La cita prohibida (Carlos Candel)

La cita prohibida (Carlos Candel)

Categoría: La caja negra

Quedaron en un lugar oscuro, alejado de toda circulación. Un parque, entre unos arbustos, sobre la alfombra otoñal de fragmento olvidado y mal cuidado de césped, no era una opción válida. Llevaban siglos cerrados al tránsito, como urnas de Museo, escondiendo en su interior valiosos objetos inalcanzables y preciosos. La ciudad se había convertido en un coto privado para los policías de balcón, siempre alerta, buscando culpables, borrando cualquier vestigio de insubordinación. Los locales oscuros se habían transformado en trasteros, almacenes de dramas pasados y arañas. Se les había condenado al olvido. El interior de las casas era objeto de espionaje constante. Las cámaras de los móviles, televisores, ordenadores, alarmas, con sus radares antivirus, eran capaces de detectar el riesgo y la irresponsabilidad debajo de cualquier felpudo.

No quedaba otra que saltarse el toque de queda, desconfinar el miedo y salir a la calle. Aún a riesgo de ser capturados. Un joven o una joven, solos en mitad de la ciudad, eran, sin duda, sospechosos de algo. La juventud siempre lo era. Pero la razón que les movía era más fuerte que todo el miedo del mundo.

Alcanzó la calle más céntrica. Las farolas, cabizbajas, eran focos en plena noche. Se guardó de ellas. Igual que un caco a media noche, esos de los viejos cómics de la infancia, se deslizó furtivo a través de la oscuridad, cambiando antifaz por mascarilla. Algunas sirenas rompieron el mullido silencio de la noche, pero aún quedaban lejos de su lugar de encuentro. ¿Dónde esconderse cuando la ciudad es balcón y cámara? ¿Dónde cavar la trinchera para amarse con valor en mitad de la noche pandémica del mundo? Hasta ahora lo habían conseguido a distancia. La “generación online”, como se les llamaba, habían aprendido a vivir a través de la red. Estudiar a través de la red, trabajar a través de la red, colaborar a través de la red, jugar a través de la red, comunicarse a través de la red, follar a través de la red… ¡Maldita red que había conseguido enredarlo todo en sus redes!

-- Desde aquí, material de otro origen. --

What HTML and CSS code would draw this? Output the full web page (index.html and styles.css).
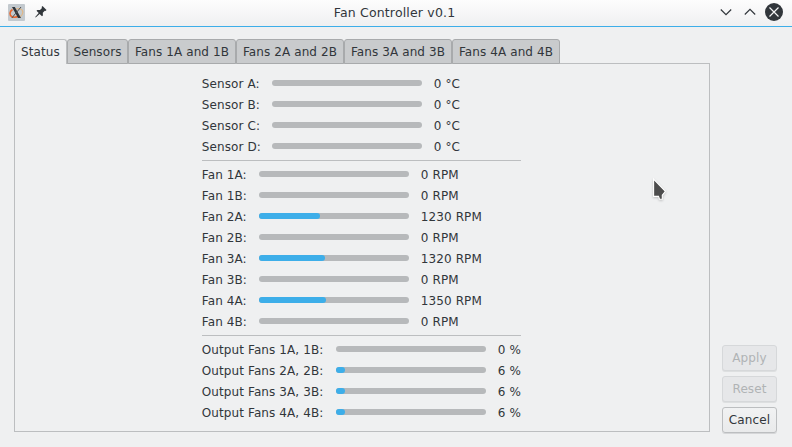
FILE: index.html
```html
<!DOCTYPE html>
<html lang="en">
<head>
<meta charset="utf-8">
<title>Fan Controller v0.1</title>
<link rel="stylesheet" href="styles.css">
</head>
<body>
<header class="titlebar">
  <div class="title-left">
    <svg class="app-icon" width="17" height="17" viewBox="0 0 17 17">
      <rect width="17" height="17" rx="1" fill="#c3c9ce"/>
      <path d="M4.500 5.500C1.300 7.500 1.200 11.500 4 12.800C6.500 13.800 9 13 11 11.500" fill="none" stroke="#e8652c" stroke-width="1.600"/>
      <path d="M8 5C11 4 15 5 14.800 8.500C14.600 10.500 13.300 12 12 12.700" fill="none" stroke="#dfb787" stroke-width="1.200"/>
      <path d="M4 3H6.800L13 14H10Z" fill="#30353a"/>
      <path d="M13 3L3.800 14" stroke="#4b4f53" stroke-width="1"/>
    </svg>
    <svg class="pin" width="12" height="12" viewBox="0 0 12 12">
      <path d="M7.500 0L11.500 4L10.500 5L9.800 4.800L7.800 6.800L7.900 9.500L7 10.300L4.600 8L.7 11.500L.2 11L3.700 7L1.500 4.800L2.300 3.900L5 4L7 2L6.600 1Z" fill="#31363b"/>
    </svg>
  </div>
  <h1 class="title">Fan Controller v0.1</h1>
  <div class="controls">
    <svg width="12" height="18" viewBox="0 0 12 18"><path d="M.8 6.500L6 11.700L11.200 6.500" fill="none" stroke="#31363b" stroke-width="1.200"/></svg>
    <svg width="12" height="18" viewBox="0 0 12 18"><path d="M.8 11.500L6 6.300L11.200 11.500" fill="none" stroke="#31363b" stroke-width="1.200"/></svg>
    <svg class="close" width="18" height="18" viewBox="0 0 18 18"><circle cx="9" cy="9" r="9" fill="#31363b"/><path d="M4.500 4.500L13.500 13.500M13.500 4.500L4.500 13.500" stroke="#f4f5f6" stroke-width="1.200"/></svg>
  </div>
</header>
<main class="content">
  <section class="tabview">
    <nav class="tabs">
      <span class="tab active">Status</span><span class="tab sensors">Sensors</span><span class="tab">Fans 1A and 1B</span><span class="tab">Fans 2A and 2B</span><span class="tab">Fans 3A and 3B</span><span class="tab">Fans 4A and 4B</span>
    </nav>
    <div class="panel">
      <div class="readings">
        <div class="group temp">
          <span class="label">Sensor A:</span><div class="bar"></div><span>0 °C</span>
          <span class="label">Sensor B:</span><div class="bar"></div><span>0 °C</span>
          <span class="label">Sensor C:</span><div class="bar"></div><span>0 °C</span>
          <span class="label">Sensor D:</span><div class="bar"></div><span>0 °C</span>
        </div>
        <div class="group fans">
          <span>Fan 1A:</span><div class="bar"></div><span>0 RPM</span>
          <span>Fan 1B:</span><div class="bar"></div><span>0 RPM</span>
          <span>Fan 2A:</span><div class="bar"><i style="width:61px"></i></div><span>1230 RPM</span>
          <span>Fan 2B:</span><div class="bar"></div><span>0 RPM</span>
          <span>Fan 3A:</span><div class="bar"><i style="width:66px"></i></div><span>1320 RPM</span>
          <span>Fan 3B:</span><div class="bar"></div><span>0 RPM</span>
          <span>Fan 4A:</span><div class="bar"><i style="width:67px"></i></div><span>1350 RPM</span>
          <span>Fan 4B:</span><div class="bar"></div><span>0 RPM</span>
        </div>
        <div class="group outputs">
          <span>Output Fans 1A, 1B:</span><div class="bar"></div><span>0 %</span>
          <span>Output Fans 2A, 2B:</span><div class="bar"><i style="width:9px"></i></div><span>6 %</span>
          <span>Output Fans 3A, 3B:</span><div class="bar"><i style="width:9px"></i></div><span>6 %</span>
          <span>Output Fans 4A, 4B:</span><div class="bar"><i style="width:9px"></i></div><span>6 %</span>
        </div>
      </div>
    </div>
  </section>
  <aside class="actions">
    <button class="btn" disabled>Apply</button>
    <button class="btn" disabled>Reset</button>
    <button class="btn">Cancel</button>
  </aside>
</main>
<svg class="cursor" width="20" height="28" viewBox="0 0 20 28">
  <path d="M3.600 2.200V19.400H8.500L9.500 22.300H12.300V18.300L15.400 14.300Z" fill="#4d4d4d" stroke="#fff" stroke-width="1.100"/>
</svg>
</body>
</html>
```

FILE: styles.css
```css
* { box-sizing: border-box; }

body {
  margin: 0;
  width: 792px;
  height: 447px;
  overflow: hidden;
  display: flex;
  flex-direction: column;
  background: #eff0f1;
  color: #31363b;
  font: 12px/15px "DejaVu Sans", sans-serif;
  letter-spacing: 0.1px;
}

.titlebar {
  height: 27px;
  display: grid;
  grid-template-columns: 100px 1fr 100px;
  background: linear-gradient(#fdfdfd, #eff0f1);
  border-bottom: 1px solid #3daee9;
}

.title-left { display: flex; align-items: flex-start; padding: 4px 0 0 8px; }
.pin { margin: 2px 0 0 10px; }

.title {
  margin: 0;
  padding: 5px 3px 0 0;
  text-align: center;
  font-size: 12.5px;
  font-weight: 400;
  letter-spacing: 0.17px;
}

.controls {
  display: flex;
  justify-content: flex-end;
  gap: 12px;
  padding: 3px 9px 0 0;
}
.close { margin-left: -3px; }

.content { flex: 1; display: flex; padding: 12px 15px 14px 14px; }
.tabview { width: 696px; display: flex; flex-direction: column; margin-bottom: 1px; }

.tabs { display: flex; height: 25px; margin-bottom: -1px; position: relative; }
.tab {
  width: 108px;
  padding-top: 5px;
  text-align: center;
  white-space: nowrap;
  background: #c9cbcd;
  border: 1px solid #a8aaac;
  border-radius: 3px 3px 0 0;
}
.tab.sensors { width: 61px; }
.tab.active {
  width: 53px;
  background: #eff0f1;
  border-color: #bcbec0;
  border-bottom: 0;
}

.panel {
  flex: 1;
  border: 1px solid #bcbec0;
  display: flex;
  justify-content: center;
  padding-top: 12px;
}

.readings { width: 319px; margin-right: 2px; }
.group {
  display: grid;
  grid-auto-rows: 15px;
  row-gap: 6px;
  column-gap: 12px;
  align-items: center;
  white-space: nowrap;
}
.group span { padding: 2px 0 0 0.3px; }
.temp { grid-template-columns: 58px 150px 1fr; }
.temp .label { text-align: right; }
.fans { grid-template-columns: 45px 150px 1fr; }
.outputs { grid-template-columns: 122px 150px 1fr; }
.group + .group { margin-top: 6px; padding-top: 6px; border-top: 1px solid #bcbec0; }

.bar { height: 6px; margin-bottom: 2px; border-radius: 3px; background: #b7b9bb; }
.bar i { display: block; height: 6px; border-radius: 3px; background: #3daee9; }

.actions {
  margin-left: auto;
  width: 55px;
  display: flex;
  flex-direction: column;
  justify-content: flex-end;
  gap: 5px;
}
.btn {
  height: 26px;
  padding: 0;
  font: inherit;
  letter-spacing: inherit;
  color: #31363b;
  background: linear-gradient(#f1f2f3, #e9eaeb);
  border: 1px solid #bcbec0;
  border-radius: 3px;
  box-shadow: 0 1px 0 #d5d6d8;
}
.btn:disabled {
  color: #b0b3b5;
  background: #e6e7e9;
  border-color: #d6d8da;
  box-shadow: 0 1px 0 #dddfe0;
}

.cursor {
  position: absolute;
  left: 650px;
  top: 177px;
  filter: drop-shadow(0 1px 1px rgba(0, 0, 0, 0.2));
}
```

El punto de encuentro no era más que un árbol. Uno viejo y abandonado en mitad de la ciudad que recordó mientras ella le preguntaba por un lugar apartado para verse a cara a cara por primera vez. El árbol de morera del que tantas veces arrancó hojas para sus gusanos, su pequeña granja de vida, ahora iba a servirle para cometer uno de los actos más subversivos que podían llevarse a cabo desde que el cronista Pedro Marín hubiera puesto en circulación sus estudios sobre la relación del contacto físico con la incidencia de transmisión del virus, posteriormente avalado también por el doctor Carlos Lapeña.

Ella ya había llegado. Estaba apoyada en el tronco, como una venus recién retratada. Y le esperaba a él. Al verlo llegar contuvo el deseo, pero no pudo evitar contraer cada uno de los músculos de su cuerpo. Iban a verse en persona por primera vez, algo que ya nadie hacía. Él se acercó y dejó que le inundara la sombra del árbol bajo la sombra de la noche bajo la sombra del momento de la historia más oscura. Triplemente ocultos. Ambos se aproximaron y se miraron fijamente. Temblaban. Los ojos parecían más grandes, quizás más comunicativos, capaces de entenderse entre ellos. Por eso supieron lo que no habían acordado, pero que ambos habían tenido en las cabezas desde que decidieron romper la cuarentena. Se retiraron las mascarillas y cometieron el delito más penado: un beso.